Raw data.
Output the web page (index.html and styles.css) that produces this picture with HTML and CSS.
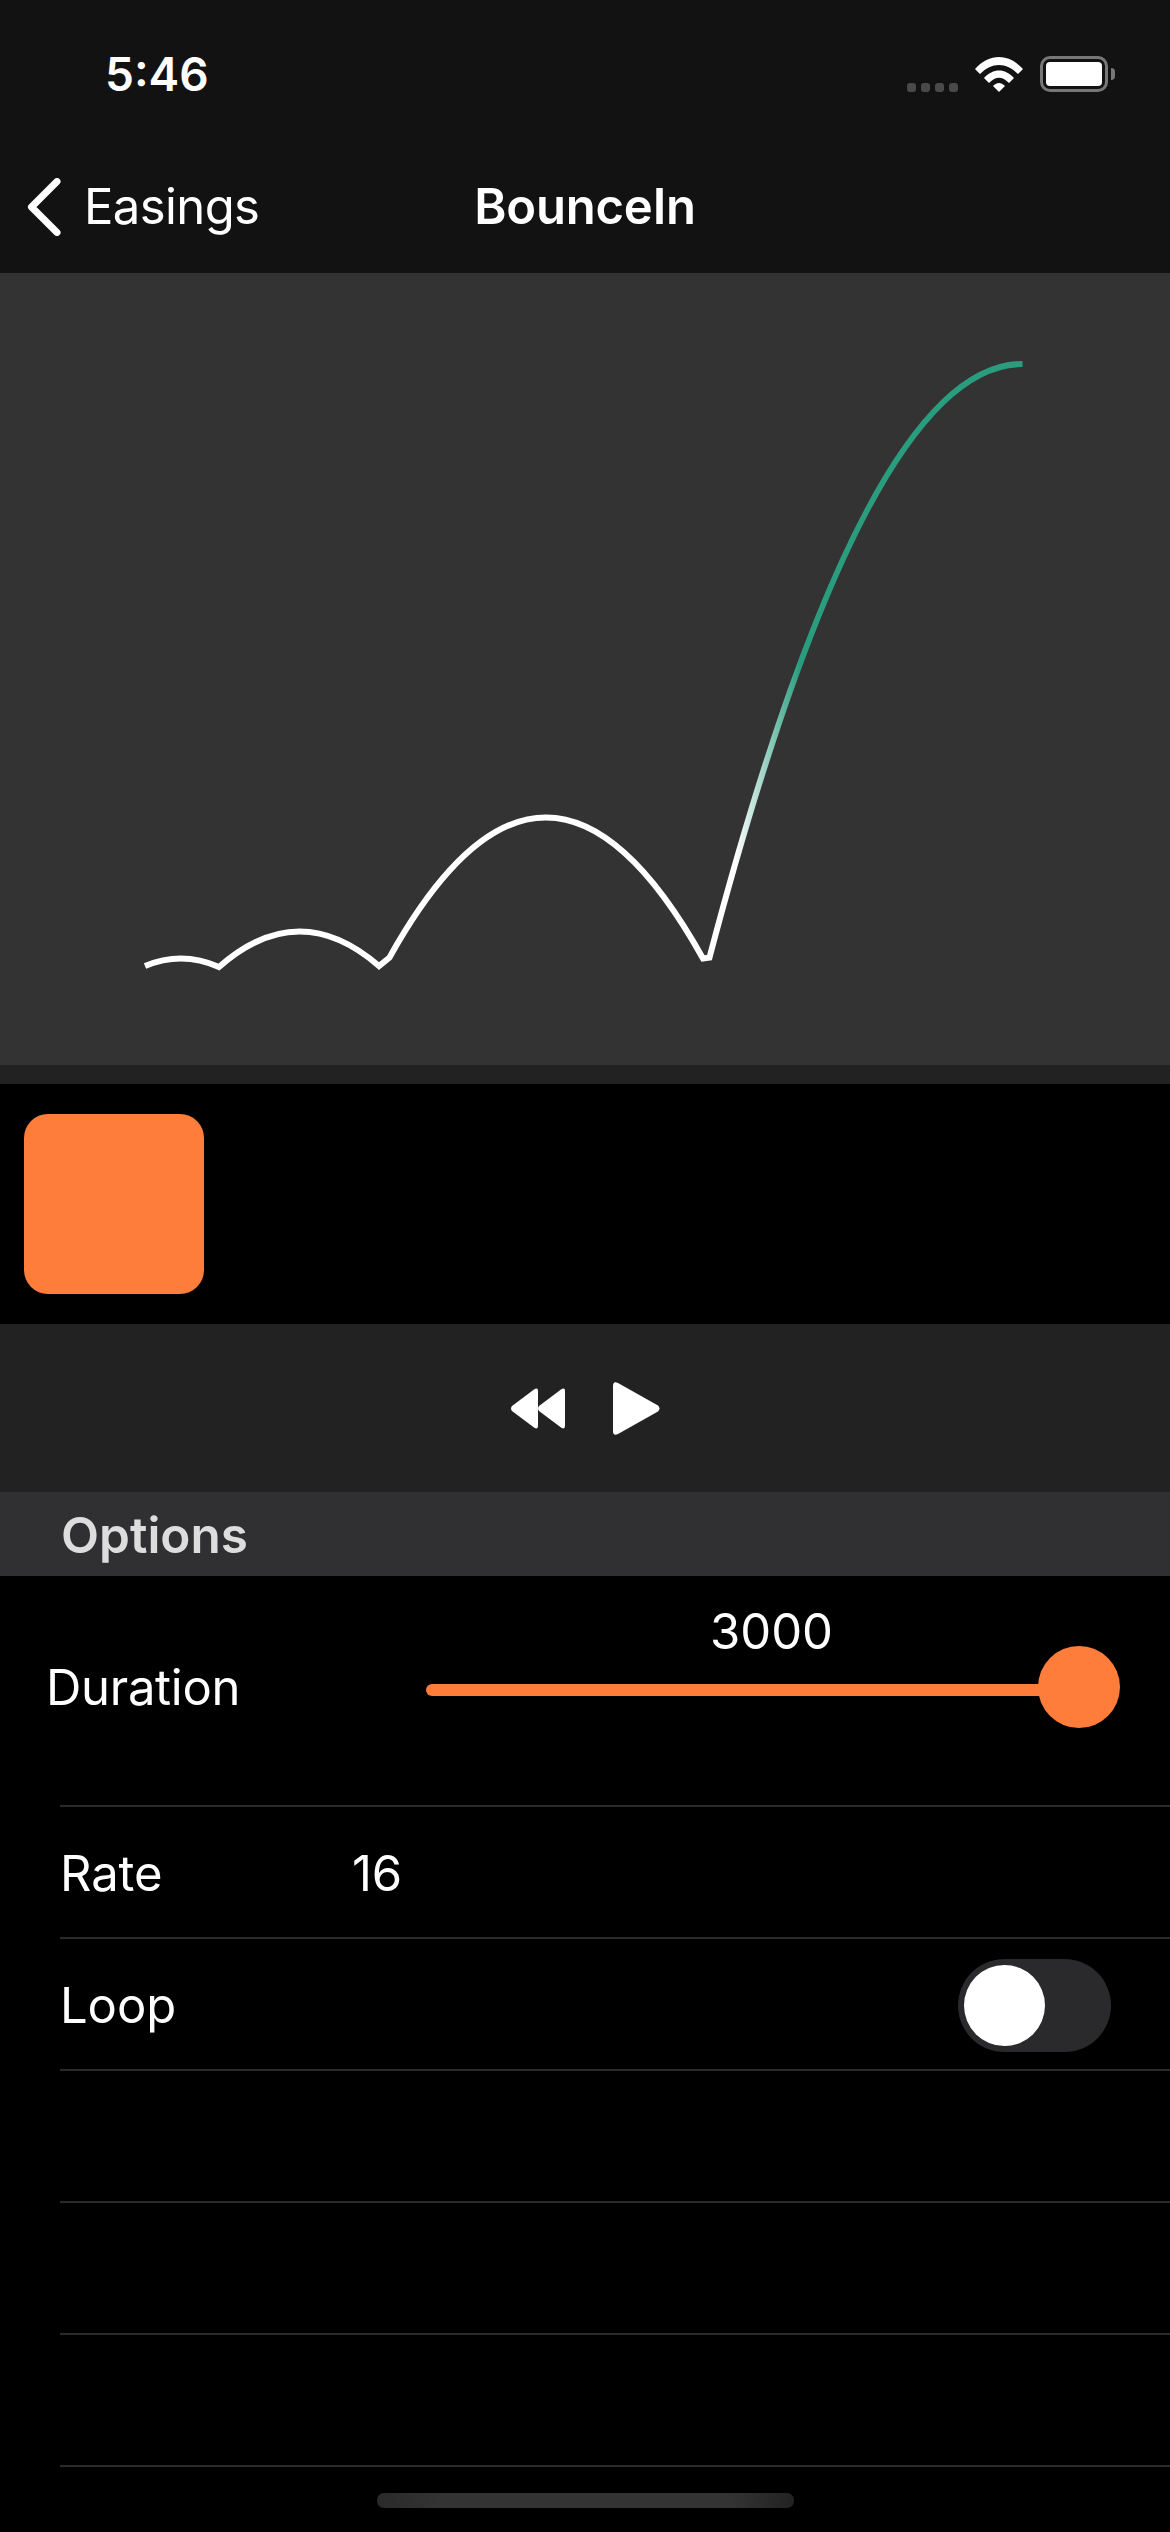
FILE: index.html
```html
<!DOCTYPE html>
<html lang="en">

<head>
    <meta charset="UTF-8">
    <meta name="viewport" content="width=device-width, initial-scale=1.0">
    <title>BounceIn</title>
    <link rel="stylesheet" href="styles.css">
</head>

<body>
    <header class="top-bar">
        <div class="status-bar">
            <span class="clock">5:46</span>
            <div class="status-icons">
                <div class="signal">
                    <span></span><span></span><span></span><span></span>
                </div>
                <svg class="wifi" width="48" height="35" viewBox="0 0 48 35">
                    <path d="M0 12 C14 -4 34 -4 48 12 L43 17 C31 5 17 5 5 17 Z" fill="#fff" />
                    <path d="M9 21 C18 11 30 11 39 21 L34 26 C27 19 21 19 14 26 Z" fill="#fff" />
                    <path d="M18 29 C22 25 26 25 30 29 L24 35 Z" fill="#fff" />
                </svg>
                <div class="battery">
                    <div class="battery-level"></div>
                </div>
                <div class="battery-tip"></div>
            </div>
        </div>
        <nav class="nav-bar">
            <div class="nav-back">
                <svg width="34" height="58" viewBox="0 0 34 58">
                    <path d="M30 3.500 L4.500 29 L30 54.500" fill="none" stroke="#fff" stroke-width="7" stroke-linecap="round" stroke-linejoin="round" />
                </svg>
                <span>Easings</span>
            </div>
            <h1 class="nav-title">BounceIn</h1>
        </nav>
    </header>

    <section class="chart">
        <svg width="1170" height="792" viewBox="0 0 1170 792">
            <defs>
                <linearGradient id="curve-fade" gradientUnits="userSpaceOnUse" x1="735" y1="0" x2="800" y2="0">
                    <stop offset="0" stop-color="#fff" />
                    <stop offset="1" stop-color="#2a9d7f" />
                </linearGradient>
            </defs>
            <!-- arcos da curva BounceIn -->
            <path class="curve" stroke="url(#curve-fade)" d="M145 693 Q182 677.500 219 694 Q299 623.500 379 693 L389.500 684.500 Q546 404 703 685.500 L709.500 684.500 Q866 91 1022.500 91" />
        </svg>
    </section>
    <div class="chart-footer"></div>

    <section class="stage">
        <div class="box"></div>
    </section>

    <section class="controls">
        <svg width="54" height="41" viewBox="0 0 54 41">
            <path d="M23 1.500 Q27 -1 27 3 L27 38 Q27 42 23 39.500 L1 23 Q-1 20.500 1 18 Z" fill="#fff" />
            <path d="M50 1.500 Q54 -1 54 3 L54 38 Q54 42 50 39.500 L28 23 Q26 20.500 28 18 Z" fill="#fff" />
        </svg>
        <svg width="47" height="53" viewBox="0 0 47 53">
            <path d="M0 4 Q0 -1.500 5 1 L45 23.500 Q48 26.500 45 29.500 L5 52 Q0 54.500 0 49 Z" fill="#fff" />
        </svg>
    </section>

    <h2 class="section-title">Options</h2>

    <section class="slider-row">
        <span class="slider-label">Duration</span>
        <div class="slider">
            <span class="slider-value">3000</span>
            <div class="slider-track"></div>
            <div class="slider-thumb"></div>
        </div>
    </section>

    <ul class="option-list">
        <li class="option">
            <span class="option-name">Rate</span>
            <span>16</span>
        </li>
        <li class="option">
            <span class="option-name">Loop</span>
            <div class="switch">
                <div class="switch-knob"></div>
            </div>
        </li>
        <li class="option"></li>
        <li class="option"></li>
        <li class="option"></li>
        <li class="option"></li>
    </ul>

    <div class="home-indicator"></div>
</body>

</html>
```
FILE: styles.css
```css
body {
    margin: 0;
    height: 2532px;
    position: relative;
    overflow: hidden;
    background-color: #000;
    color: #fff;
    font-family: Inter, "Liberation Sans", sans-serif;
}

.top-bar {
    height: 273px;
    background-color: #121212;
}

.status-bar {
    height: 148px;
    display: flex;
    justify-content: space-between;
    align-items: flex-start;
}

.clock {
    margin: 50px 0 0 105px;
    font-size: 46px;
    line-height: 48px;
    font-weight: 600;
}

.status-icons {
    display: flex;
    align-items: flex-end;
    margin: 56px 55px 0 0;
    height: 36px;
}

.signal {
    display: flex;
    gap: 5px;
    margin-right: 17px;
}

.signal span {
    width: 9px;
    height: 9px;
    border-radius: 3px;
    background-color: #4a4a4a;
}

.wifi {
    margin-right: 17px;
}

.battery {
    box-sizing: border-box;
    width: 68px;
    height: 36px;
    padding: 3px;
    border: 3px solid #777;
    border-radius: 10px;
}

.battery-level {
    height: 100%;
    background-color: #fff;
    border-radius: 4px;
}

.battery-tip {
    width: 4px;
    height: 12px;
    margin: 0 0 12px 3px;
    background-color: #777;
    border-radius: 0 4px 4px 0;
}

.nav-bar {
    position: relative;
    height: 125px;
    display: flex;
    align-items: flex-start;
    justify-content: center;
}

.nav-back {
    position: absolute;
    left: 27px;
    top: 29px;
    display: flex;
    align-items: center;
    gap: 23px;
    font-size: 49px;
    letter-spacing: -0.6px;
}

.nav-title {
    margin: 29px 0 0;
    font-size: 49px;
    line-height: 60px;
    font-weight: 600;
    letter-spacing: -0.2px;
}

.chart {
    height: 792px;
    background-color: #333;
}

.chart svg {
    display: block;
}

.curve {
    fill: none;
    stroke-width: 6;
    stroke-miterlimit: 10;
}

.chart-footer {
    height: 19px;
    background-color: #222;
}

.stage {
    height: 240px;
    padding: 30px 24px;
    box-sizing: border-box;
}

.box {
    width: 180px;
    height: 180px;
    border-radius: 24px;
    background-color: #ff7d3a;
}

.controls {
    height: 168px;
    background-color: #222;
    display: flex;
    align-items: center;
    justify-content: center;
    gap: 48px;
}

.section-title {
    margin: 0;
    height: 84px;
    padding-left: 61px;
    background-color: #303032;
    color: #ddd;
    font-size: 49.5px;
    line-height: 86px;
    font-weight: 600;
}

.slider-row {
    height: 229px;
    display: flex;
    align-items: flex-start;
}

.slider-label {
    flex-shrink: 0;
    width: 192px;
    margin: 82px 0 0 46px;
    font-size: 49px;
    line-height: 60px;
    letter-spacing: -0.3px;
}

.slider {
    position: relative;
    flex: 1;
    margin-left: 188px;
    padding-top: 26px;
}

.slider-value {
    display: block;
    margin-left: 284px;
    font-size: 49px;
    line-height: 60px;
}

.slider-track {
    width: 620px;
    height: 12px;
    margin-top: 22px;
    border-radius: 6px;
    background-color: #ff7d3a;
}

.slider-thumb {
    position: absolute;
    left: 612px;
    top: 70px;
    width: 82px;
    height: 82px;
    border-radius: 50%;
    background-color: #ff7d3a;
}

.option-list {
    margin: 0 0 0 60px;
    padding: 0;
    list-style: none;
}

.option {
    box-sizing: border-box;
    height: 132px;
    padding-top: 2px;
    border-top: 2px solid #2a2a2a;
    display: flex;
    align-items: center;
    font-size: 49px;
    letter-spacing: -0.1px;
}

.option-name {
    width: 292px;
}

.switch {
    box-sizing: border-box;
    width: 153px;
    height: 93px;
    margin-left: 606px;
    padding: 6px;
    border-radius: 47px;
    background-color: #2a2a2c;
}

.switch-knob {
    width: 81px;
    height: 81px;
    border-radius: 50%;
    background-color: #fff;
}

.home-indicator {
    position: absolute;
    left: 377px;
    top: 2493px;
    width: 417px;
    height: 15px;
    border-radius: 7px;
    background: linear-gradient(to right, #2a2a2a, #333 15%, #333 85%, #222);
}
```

Exercise brief. Transcribe the whole listing exactly. Pictures are excluded.

Response.
Output the web page (index.html and styles.css) that produces this picture with HTML and CSS.
FILE: index.html
```html
<!DOCTYPE html>
<html lang="en">

<head>
    <meta charset="UTF-8">
    <meta name="viewport" content="width=device-width, initial-scale=1.0">
    <title>BounceIn</title>
    <link rel="stylesheet" href="styles.css">
</head>

<body>
    <header class="top-bar">
        <div class="status-bar">
            <span class="clock">5:46</span>
            <div class="status-icons">
                <div class="signal">
                    <span></span><span></span><span></span><span></span>
                </div>
                <svg class="wifi" width="48" height="35" viewBox="0 0 48 35">
                    <path d="M0 12 C14 -4 34 -4 48 12 L43 17 C31 5 17 5 5 17 Z" fill="#fff" />
                    <path d="M9 21 C18 11 30 11 39 21 L34 26 C27 19 21 19 14 26 Z" fill="#fff" />
                    <path d="M18 29 C22 25 26 25 30 29 L24 35 Z" fill="#fff" />
                </svg>
                <div class="battery">
                    <div class="battery-level"></div>
                </div>
                <div class="battery-tip"></div>
            </div>
        </div>
        <nav class="nav-bar">
            <div class="nav-back">
                <svg width="34" height="58" viewBox="0 0 34 58">
                    <path d="M30 3.500 L4.500 29 L30 54.500" fill="none" stroke="#fff" stroke-width="7" stroke-linecap="round" stroke-linejoin="round" />
                </svg>
                <span>Easings</span>
            </div>
            <h1 class="nav-title">BounceIn</h1>
        </nav>
    </header>

    <section class="chart">
        <svg width="1170" height="792" viewBox="0 0 1170 792">
            <defs>
                <linearGradient id="curve-fade" gradientUnits="userSpaceOnUse" x1="735" y1="0" x2="800" y2="0">
                    <stop offset="0" stop-color="#fff" />
                    <stop offset="1" stop-color="#2a9d7f" />
                </linearGradient>
            </defs>
            <!-- arcos da curva BounceIn -->
            <path class="curve" stroke="url(#curve-fade)" d="M145 693 Q182 677.500 219 694 Q299 623.500 379 693 L389.500 684.500 Q546 404 703 685.500 L709.500 684.500 Q866 91 1022.500 91" />
        </svg>
    </section>
    <div class="chart-footer"></div>

    <section class="stage">
        <div class="box"></div>
    </section>

    <section class="controls">
        <svg width="54" height="41" viewBox="0 0 54 41">
            <path d="M23 1.500 Q27 -1 27 3 L27 38 Q27 42 23 39.500 L1 23 Q-1 20.500 1 18 Z" fill="#fff" />
            <path d="M50 1.500 Q54 -1 54 3 L54 38 Q54 42 50 39.500 L28 23 Q26 20.500 28 18 Z" fill="#fff" />
        </svg>
        <svg width="47" height="53" viewBox="0 0 47 53">
            <path d="M0 4 Q0 -1.500 5 1 L45 23.500 Q48 26.500 45 29.500 L5 52 Q0 54.500 0 49 Z" fill="#fff" />
        </svg>
    </section>

    <h2 class="section-title">Options</h2>

    <section class="slider-row">
        <span class="slider-label">Duration</span>
        <div class="slider">
            <span class="slider-value">3000</span>
            <div class="slider-track"></div>
            <div class="slider-thumb"></div>
        </div>
    </section>

    <ul class="option-list">
        <li class="option">
            <span class="option-name">Rate</span>
            <span>16</span>
        </li>
        <li class="option">
            <span class="option-name">Loop</span>
            <div class="switch">
                <div class="switch-knob"></div>
            </div>
        </li>
        <li class="option"></li>
        <li class="option"></li>
        <li class="option"></li>
        <li class="option"></li>
    </ul>

    <div class="home-indicator"></div>
</body>

</html>
```
FILE: styles.css
```css
body {
    margin: 0;
    height: 2532px;
    position: relative;
    overflow: hidden;
    background-color: #000;
    color: #fff;
    font-family: Inter, "Liberation Sans", sans-serif;
}

.top-bar {
    height: 273px;
    background-color: #121212;
}

.status-bar {
    height: 148px;
    display: flex;
    justify-content: space-between;
    align-items: flex-start;
}

.clock {
    margin: 50px 0 0 105px;
    font-size: 46px;
    line-height: 48px;
    font-weight: 600;
}

.status-icons {
    display: flex;
    align-items: flex-end;
    margin: 56px 55px 0 0;
    height: 36px;
}

.signal {
    display: flex;
    gap: 5px;
    margin-right: 17px;
}

.signal span {
    width: 9px;
    height: 9px;
    border-radius: 3px;
    background-color: #4a4a4a;
}

.wifi {
    margin-right: 17px;
}

.battery {
    box-sizing: border-box;
    width: 68px;
    height: 36px;
    padding: 3px;
    border: 3px solid #777;
    border-radius: 10px;
}

.battery-level {
    height: 100%;
    background-color: #fff;
    border-radius: 4px;
}

.battery-tip {
    width: 4px;
    height: 12px;
    margin: 0 0 12px 3px;
    background-color: #777;
    border-radius: 0 4px 4px 0;
}

.nav-bar {
    position: relative;
    height: 125px;
    display: flex;
    align-items: flex-start;
    justify-content: center;
}

.nav-back {
    position: absolute;
    left: 27px;
    top: 29px;
    display: flex;
    align-items: center;
    gap: 23px;
    font-size: 49px;
    letter-spacing: -0.6px;
}

.nav-title {
    margin: 29px 0 0;
    font-size: 49px;
    line-height: 60px;
    font-weight: 600;
    letter-spacing: -0.2px;
}

.chart {
    height: 792px;
    background-color: #333;
}

.chart svg {
    display: block;
}

.curve {
    fill: none;
    stroke-width: 6;
    stroke-miterlimit: 10;
}

.chart-footer {
    height: 19px;
    background-color: #222;
}

.stage {
    height: 240px;
    padding: 30px 24px;
    box-sizing: border-box;
}

.box {
    width: 180px;
    height: 180px;
    border-radius: 24px;
    background-color: #ff7d3a;
}

.controls {
    height: 168px;
    background-color: #222;
    display: flex;
    align-items: center;
    justify-content: center;
    gap: 48px;
}

.section-title {
    margin: 0;
    height: 84px;
    padding-left: 61px;
    background-color: #303032;
    color: #ddd;
    font-size: 49.5px;
    line-height: 86px;
    font-weight: 600;
}

.slider-row {
    height: 229px;
    display: flex;
    align-items: flex-start;
}

.slider-label {
    flex-shrink: 0;
    width: 192px;
    margin: 82px 0 0 46px;
    font-size: 49px;
    line-height: 60px;
    letter-spacing: -0.3px;
}

.slider {
    position: relative;
    flex: 1;
    margin-left: 188px;
    padding-top: 26px;
}

.slider-value {
    display: block;
    margin-left: 284px;
    font-size: 49px;
    line-height: 60px;
}

.slider-track {
    width: 620px;
    height: 12px;
    margin-top: 22px;
    border-radius: 6px;
    background-color: #ff7d3a;
}

.slider-thumb {
    position: absolute;
    left: 612px;
    top: 70px;
    width: 82px;
    height: 82px;
    border-radius: 50%;
    background-color: #ff7d3a;
}

.option-list {
    margin: 0 0 0 60px;
    padding: 0;
    list-style: none;
}

.option {
    box-sizing: border-box;
    height: 132px;
    padding-top: 2px;
    border-top: 2px solid #2a2a2a;
    display: flex;
    align-items: center;
    font-size: 49px;
    letter-spacing: -0.1px;
}

.option-name {
    width: 292px;
}

.switch {
    box-sizing: border-box;
    width: 153px;
    height: 93px;
    margin-left: 606px;
    padding: 6px;
    border-radius: 47px;
    background-color: #2a2a2c;
}

.switch-knob {
    width: 81px;
    height: 81px;
    border-radius: 50%;
    background-color: #fff;
}

.home-indicator {
    position: absolute;
    left: 377px;
    top: 2493px;
    width: 417px;
    height: 15px;
    border-radius: 7px;
    background: linear-gradient(to right, #2a2a2a, #333 15%, #333 85%, #222);
}
```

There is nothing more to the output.